>> begin GIVEN INFORMATION

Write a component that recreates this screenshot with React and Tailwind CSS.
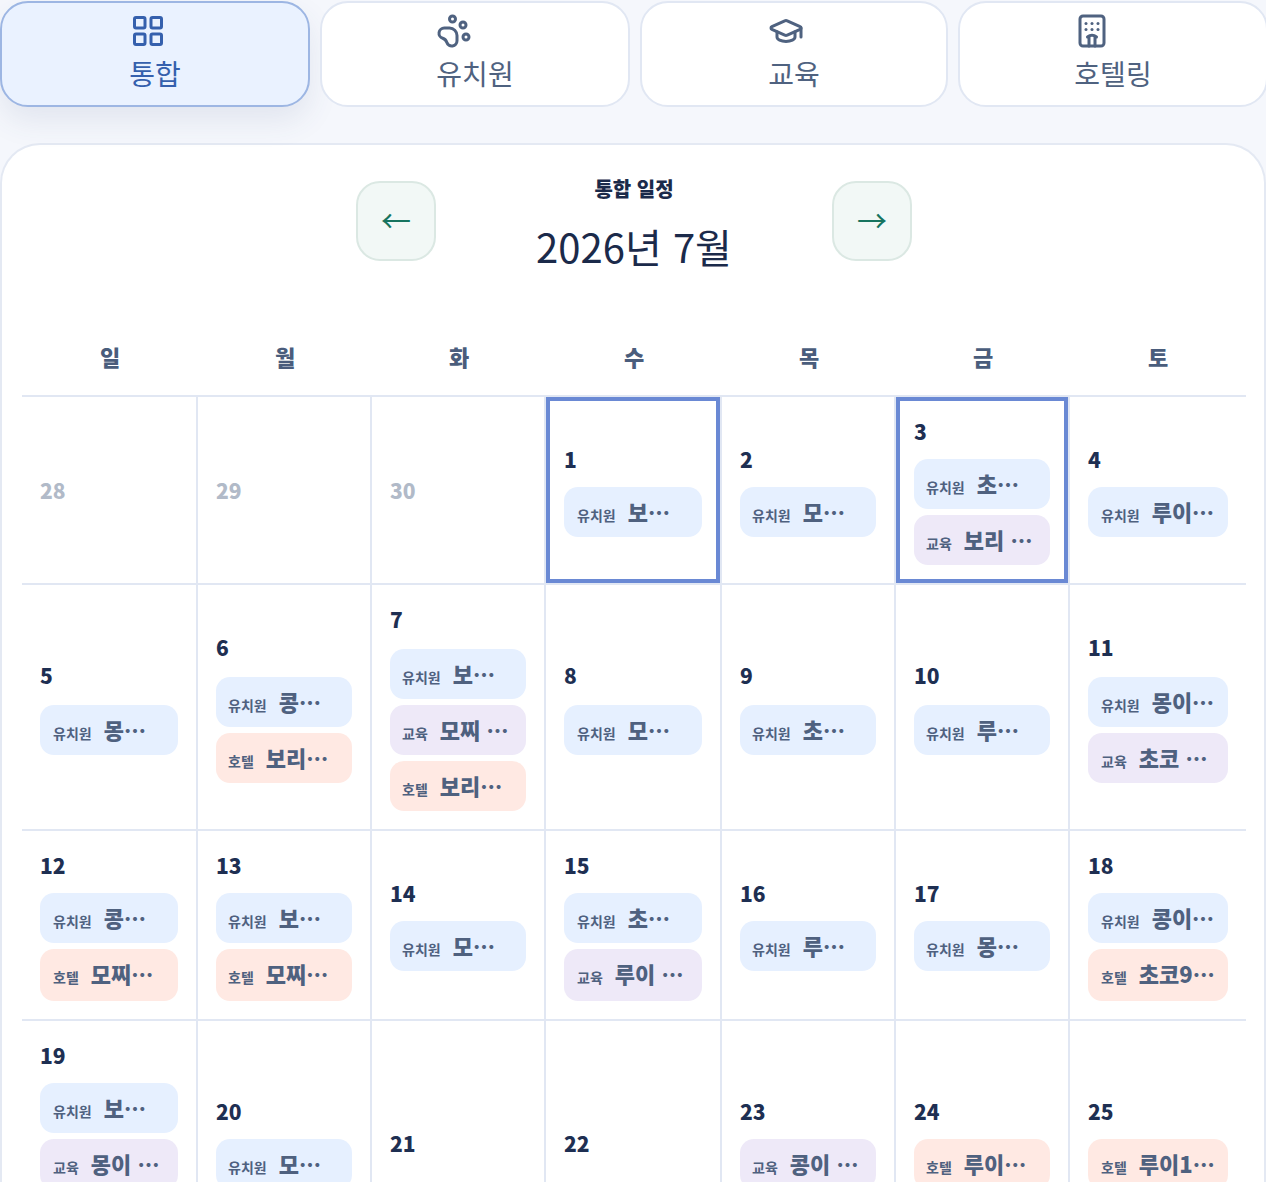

>> end GIVEN INFORMATION
>> begin GIVEN INFORMATION

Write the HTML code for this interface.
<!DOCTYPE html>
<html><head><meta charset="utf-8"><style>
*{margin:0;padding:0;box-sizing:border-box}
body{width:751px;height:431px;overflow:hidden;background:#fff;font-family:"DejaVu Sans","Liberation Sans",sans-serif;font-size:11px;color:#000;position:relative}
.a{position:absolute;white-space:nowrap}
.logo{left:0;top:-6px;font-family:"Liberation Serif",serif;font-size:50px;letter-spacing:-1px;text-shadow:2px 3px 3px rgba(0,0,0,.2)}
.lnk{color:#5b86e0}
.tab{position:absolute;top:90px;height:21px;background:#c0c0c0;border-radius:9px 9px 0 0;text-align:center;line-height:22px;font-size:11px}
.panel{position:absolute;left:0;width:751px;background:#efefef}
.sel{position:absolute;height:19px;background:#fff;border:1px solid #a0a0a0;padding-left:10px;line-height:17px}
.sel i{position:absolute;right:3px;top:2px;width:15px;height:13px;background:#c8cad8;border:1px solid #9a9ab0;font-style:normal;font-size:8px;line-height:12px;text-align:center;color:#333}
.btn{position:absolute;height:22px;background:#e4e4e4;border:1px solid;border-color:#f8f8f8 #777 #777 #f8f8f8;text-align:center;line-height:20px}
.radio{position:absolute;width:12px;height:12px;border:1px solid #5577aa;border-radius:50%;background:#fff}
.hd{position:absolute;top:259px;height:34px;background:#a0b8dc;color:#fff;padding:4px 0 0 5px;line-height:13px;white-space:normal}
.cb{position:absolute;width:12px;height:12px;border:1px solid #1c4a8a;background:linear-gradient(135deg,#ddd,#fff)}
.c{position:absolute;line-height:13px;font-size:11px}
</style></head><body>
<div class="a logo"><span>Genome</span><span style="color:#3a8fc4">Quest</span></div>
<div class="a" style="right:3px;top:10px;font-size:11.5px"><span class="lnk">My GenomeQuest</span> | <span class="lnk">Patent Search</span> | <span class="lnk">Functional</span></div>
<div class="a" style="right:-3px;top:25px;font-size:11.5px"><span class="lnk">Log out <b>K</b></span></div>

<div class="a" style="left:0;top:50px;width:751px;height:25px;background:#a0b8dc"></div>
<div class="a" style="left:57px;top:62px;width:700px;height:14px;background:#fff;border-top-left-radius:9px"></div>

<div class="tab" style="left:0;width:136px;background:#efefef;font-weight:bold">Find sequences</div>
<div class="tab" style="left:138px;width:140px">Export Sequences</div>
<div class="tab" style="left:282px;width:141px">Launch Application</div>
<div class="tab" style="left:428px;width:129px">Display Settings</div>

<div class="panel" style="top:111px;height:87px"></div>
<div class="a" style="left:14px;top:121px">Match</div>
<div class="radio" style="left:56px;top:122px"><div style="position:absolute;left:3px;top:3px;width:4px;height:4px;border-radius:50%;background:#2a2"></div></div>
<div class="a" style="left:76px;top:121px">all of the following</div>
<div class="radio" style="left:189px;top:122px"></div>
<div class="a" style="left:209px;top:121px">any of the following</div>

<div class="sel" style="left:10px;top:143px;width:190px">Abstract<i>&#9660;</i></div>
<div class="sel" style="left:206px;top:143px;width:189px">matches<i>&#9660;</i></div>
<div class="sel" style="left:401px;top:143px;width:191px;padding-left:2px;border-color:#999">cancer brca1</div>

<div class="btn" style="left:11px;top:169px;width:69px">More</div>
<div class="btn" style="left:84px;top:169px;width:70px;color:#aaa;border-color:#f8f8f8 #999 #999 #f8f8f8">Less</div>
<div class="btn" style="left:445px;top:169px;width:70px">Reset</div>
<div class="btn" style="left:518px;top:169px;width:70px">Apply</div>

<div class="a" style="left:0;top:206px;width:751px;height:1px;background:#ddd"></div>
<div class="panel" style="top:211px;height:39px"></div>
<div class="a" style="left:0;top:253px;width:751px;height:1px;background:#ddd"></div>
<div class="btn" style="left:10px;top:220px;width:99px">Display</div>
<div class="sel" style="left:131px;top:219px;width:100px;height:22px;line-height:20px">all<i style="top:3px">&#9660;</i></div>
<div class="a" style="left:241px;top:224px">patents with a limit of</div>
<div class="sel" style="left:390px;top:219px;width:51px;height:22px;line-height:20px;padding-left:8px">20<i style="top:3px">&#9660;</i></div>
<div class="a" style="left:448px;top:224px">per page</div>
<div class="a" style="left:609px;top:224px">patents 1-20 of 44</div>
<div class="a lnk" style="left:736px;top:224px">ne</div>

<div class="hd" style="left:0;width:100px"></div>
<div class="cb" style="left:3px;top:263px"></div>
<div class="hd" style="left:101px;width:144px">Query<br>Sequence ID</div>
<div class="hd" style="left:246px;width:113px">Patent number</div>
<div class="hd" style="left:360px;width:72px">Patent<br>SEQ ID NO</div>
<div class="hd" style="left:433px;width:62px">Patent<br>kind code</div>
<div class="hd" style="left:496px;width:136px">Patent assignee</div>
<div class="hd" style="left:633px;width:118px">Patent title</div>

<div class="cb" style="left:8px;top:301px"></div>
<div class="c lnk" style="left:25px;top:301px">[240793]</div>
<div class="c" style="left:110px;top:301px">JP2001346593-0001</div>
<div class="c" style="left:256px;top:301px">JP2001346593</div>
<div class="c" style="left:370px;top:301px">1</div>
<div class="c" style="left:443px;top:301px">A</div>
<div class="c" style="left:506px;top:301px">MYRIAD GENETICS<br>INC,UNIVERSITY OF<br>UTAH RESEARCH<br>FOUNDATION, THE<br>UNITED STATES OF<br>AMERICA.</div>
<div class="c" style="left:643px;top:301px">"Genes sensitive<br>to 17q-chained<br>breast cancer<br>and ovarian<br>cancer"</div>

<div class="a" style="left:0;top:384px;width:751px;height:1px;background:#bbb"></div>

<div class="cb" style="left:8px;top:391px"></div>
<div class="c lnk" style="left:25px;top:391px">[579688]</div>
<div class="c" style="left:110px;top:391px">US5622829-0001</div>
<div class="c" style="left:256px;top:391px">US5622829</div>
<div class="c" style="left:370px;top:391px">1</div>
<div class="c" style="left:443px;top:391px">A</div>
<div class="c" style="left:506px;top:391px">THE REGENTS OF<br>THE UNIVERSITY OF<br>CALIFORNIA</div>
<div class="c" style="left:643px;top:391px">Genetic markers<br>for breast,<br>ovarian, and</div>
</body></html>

>> end GIVEN INFORMATION

• SHORT EXERCISE
Show the lines that mention the word "code".

• FINISHED EXERCISE
Write the HTML code for this interface.
<div class="hd" style="left:433px;width:62px">Patent<br>kind code</div>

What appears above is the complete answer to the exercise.